Memristor: Brain-Inspired Computing Device Explained

Learn about memristors, brain-inspired computing devices that mimic neural functions, their working principle, applications in AI, and significance in next-generation computing.

Table of Contents

Context: Recently, researchers have developed a new hafnium-based memristor that can significantly reduce AI energy consumption.

About the Memristor

A memristor (memory + resistor) is a device whose resistance changes based on past current and “remembers” it even after power is removed, enabling storage and computation in a single device.
Making (Structure): Typically made using a metal–insulator–metal structure:
- A thin layer of titanium dioxide (TiO₂) or other oxides, which is sandwiched between two metal electrodes
Working Principle
- Electric current changes the internal resistance of the device. After the current is removed, it retains this resistance (memory effect).
- Resistance levels represent synaptic weight (represent data).

Thus, it has in-memory computing (processing + storage in the same location).

Efficiency: Eliminates data transfer between memory and processor, thus leading to very low energy consumption
- Eg. brain-like efficiency, i.e. ~10¹⁴ operations/sec at ~20 W energy, whereas AI systems use hundreds to thousands times more energy

Memristor vs Traditional Computing

Aspect	Memristor-Based Computing	Traditional Computing (Von Neumann)
Memory & Processing	Integrated (same device performs storage + computation)	Separate units (CPU + memory → data transfer required)
Energy Efficiency	High (minimal data movement → low power consumption)	Lower (high energy spent on data transfer between memory and processor)
Speed	Faster for AI tasks (parallel, in-memory processing)	Slower due to memory bottleneck (data transfer delays)
Architecture	Neuromorphic (brain-inspired, synapse-like devices)	Von Neumann architecture (sequential processing)

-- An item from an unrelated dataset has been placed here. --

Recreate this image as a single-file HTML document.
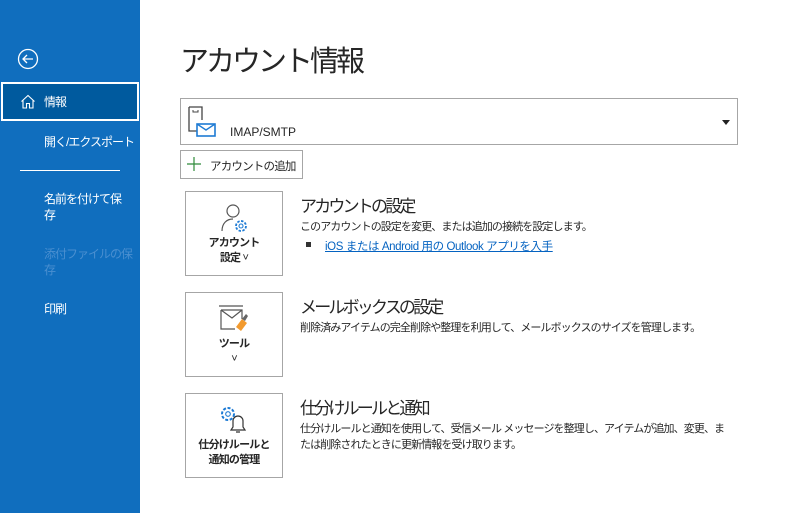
<!DOCTYPE html>
<html><head><meta charset="utf-8"><style>
*{margin:0;padding:0;box-sizing:border-box}
body{width:808px;height:513px;overflow:hidden;background:#fff;font-family:"Liberation Sans","Noto Sans CJK JP",sans-serif;color:#262626;position:relative}
.side{position:absolute;left:0;top:0;width:140px;height:513px;background:#106ebe;color:#fff}
.abs{position:absolute}
.sel{left:1px;top:82px;width:138px;height:39px;background:#005a9e;border:2px solid #fff}
.si{font-size:12px;left:44px;line-height:16px;letter-spacing:-1px;white-space:nowrap}
.box{position:absolute;border:1px solid #a6a6a6;background:#fff}
.btn{position:absolute;left:185px;width:98px;border:1px solid #a6a6a6;text-align:center;font-size:11px;font-weight:bold;color:#262626;line-height:15px;letter-spacing:-0.8px}
h2{position:absolute;font-weight:normal;font-size:17px;letter-spacing:-2.8px;left:300px;color:#262626;white-space:nowrap}
.d{position:absolute;left:300px;font-size:11px;letter-spacing:-0.9px;line-height:16px;color:#262626}
</style></head><body>
<div class="side">
 <svg class="abs" style="left:17px;top:48px" width="22" height="22" viewBox="0 0 22 22"><circle cx="11" cy="11" r="9.5" fill="none" stroke="#fff" stroke-width="1.3"/><path d="M6 11h10M10 7l-4 4 4 4" fill="none" stroke="#fff" stroke-width="1.3"/></svg>
 <div class="abs sel"></div>
 <svg class="abs" style="left:20px;top:94px" width="16" height="15" viewBox="0 0 16 15"><path d="M1.5 7.5L8 1.5l6.5 6M3 6.5V14h3.5V9.5h3V14H13V6.5" fill="none" stroke="#fff" stroke-width="1.1"/></svg>
 <div class="abs si" style="top:94px">情報</div>
 <div class="abs si" style="top:134px">開く/エクスポート</div>
 <div class="abs" style="left:20px;top:170px;width:100px;height:1px;background:#fff"></div>
 <div class="abs si" style="top:191px">名前を付けて保<br>存</div>
 <div class="abs si" style="top:246px;color:#4a8fd0">添付ファイルの保<br>存</div>
 <div class="abs si" style="top:301px">印刷</div>
</div>
<div class="abs" style="left:180px;top:38px;font-size:29px;letter-spacing:-3px;color:#262626;white-space:nowrap">アカウント情報</div>
<div class="box" style="left:180px;top:98px;width:558px;height:47px"></div>
<svg class="abs" style="left:188px;top:106px" width="30" height="32" viewBox="0 0 30 32"><path d="M1 1h13v13M1 1v24h9" fill="none" stroke="#444" stroke-width="1.3"/><path d="M5 4v2h5V4" fill="none" stroke="#444" stroke-width="1"/><rect x="9" y="18" width="18" height="12" fill="#fff" stroke="#1e7bd4" stroke-width="1.6"/><path d="M9 18l9 6 9-6" fill="none" stroke="#1e7bd4" stroke-width="1.4"/></svg>
<div class="abs" style="left:230px;top:125px;font-size:12px;color:#262626">IMAP/SMTP</div>
<div class="abs" style="left:722px;top:120px;width:0;height:0;border-left:4px solid transparent;border-right:4px solid transparent;border-top:5px solid #222"></div>
<div class="box" style="left:180px;top:150px;width:123px;height:29px"></div>
<svg class="abs" style="left:187px;top:157px" width="14" height="14"><path d="M7 0v14M0 7h14" stroke="#2e8b3a" stroke-width="1.2"/></svg>
<div class="abs" style="left:210px;top:158px;font-size:11.5px;letter-spacing:-0.8px">アカウントの追加</div>

<div class="btn" style="top:191px;height:85px;padding-top:44px">アカウント<br>設定 <span style="font-weight:normal">˅</span></div>
<svg class="abs" style="left:219px;top:202px" width="32" height="32" viewBox="0 0 32 32"><circle cx="14" cy="9" r="6" fill="none" stroke="#555" stroke-width="1.2"/><path d="M3 29c0-8 5-12 11-12" fill="none" stroke="#555" stroke-width="1.2"/><circle cx="22" cy="24" r="5" fill="#fff" stroke="#1e7bd4" stroke-width="1.8" stroke-dasharray="2.5 1.4"/><circle cx="22" cy="24" r="2" fill="none" stroke="#1e7bd4" stroke-width="1.1"/></svg>
<h2 style="top:192px">アカウントの設定</h2>
<div class="d" style="top:219px">このアカウントの設定を変更、または追加の接続を設定します。</div>
<div class="abs" style="left:306px;top:242px;width:5px;height:5px;background:#333"></div>
<div class="abs" style="left:325px;top:238px;font-size:11.5px;letter-spacing:-0.4px;color:#0563c1;text-decoration:underline">iOS または Android 用の Outlook アプリを入手</div>

<div class="btn" style="top:292px;height:85px;padding-top:44px">ツール<br><span style="font-weight:normal">˅</span></div>
<svg class="abs" style="left:218px;top:305px" width="32" height="30" viewBox="0 0 32 30"><path d="M1 1h24M3 5h21v9M3 5v19h14" fill="none" stroke="#555" stroke-width="1.2"/><path d="M3 5l11 8 10-8" fill="none" stroke="#555" stroke-width="1.2"/><path d="M18 22l6-8 5 4-6 8z" fill="#f29a2e"/><path d="M24 14l4-5 2 2-3 5" fill="#666"/></svg>
<h2 style="top:293px">メールボックスの設定</h2>
<div class="d" style="top:320px">削除済みアイテムの完全削除や整理を利用して、メールボックスのサイズを管理します。</div>

<div class="btn" style="top:393px;height:85px;padding-top:44px">仕分けルールと<br>通知の管理</div>
<svg class="abs" style="left:217px;top:404px" width="32" height="32" viewBox="0 0 32 32"><circle cx="11" cy="10" r="6" fill="none" stroke="#1e7bd4" stroke-width="2" stroke-dasharray="3 1.6"/><circle cx="11" cy="10" r="2.3" fill="none" stroke="#1e7bd4" stroke-width="1.1"/><path d="M14 26h14l-2-3v-6a5 5 0 0 0-10 0v6z M19 28h4" fill="none" stroke="#333" stroke-width="1.2"/></svg>
<h2 style="top:394px">仕分けルールと通知</h2>
<div class="d" style="top:421px;width:440px">仕分けルールと通知を使用して、受信メール メッセージを整理し、アイテムが追加、変更、ま<br>たは削除されたときに更新情報を受け取ります。</div>
</body></html>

Issues in Traditional Oxide-Based Memristors

Filament-Based Instability: Rely on conductive filament formation inside oxide layer (e.g., TiO₂), which is random and difficult to control, leading to unreliable switching.
- Filament formation refers to the creation of a tiny conductive path (filament) inside the memristor’s insulating layer when voltage is applied.
High Switching Energy: Filament creation requires relatively high voltage/current, increasing overall energy consumption.
Abrupt Switching Behaviour: Exhibits binary (ON/OFF) switching, limiting fine analogue control needed for neuromorphic computing.

New and Improved Memristor (Hafnium-Based)

Design Innovation: Uses hafnium oxide + titanium oxynitride, forming a p–n junction (acts as an adjustable electronic gate) instead of an unstable filament mechanism.
Improved Working: Controls resistance via ion movement (smooth, predictable switching instead of abrupt filament formation).
Efficiency Gain: Requires ~10⁶ times less current for switching → ~70% reduction in AI energy consumption.
Industrial Advantage: Hafnium oxide is already used in CMOS chips → easier integration into existing semiconductor manufacturing.
Limitations: High fabrication temperature (~700°C) and still far from matching full brain complexity.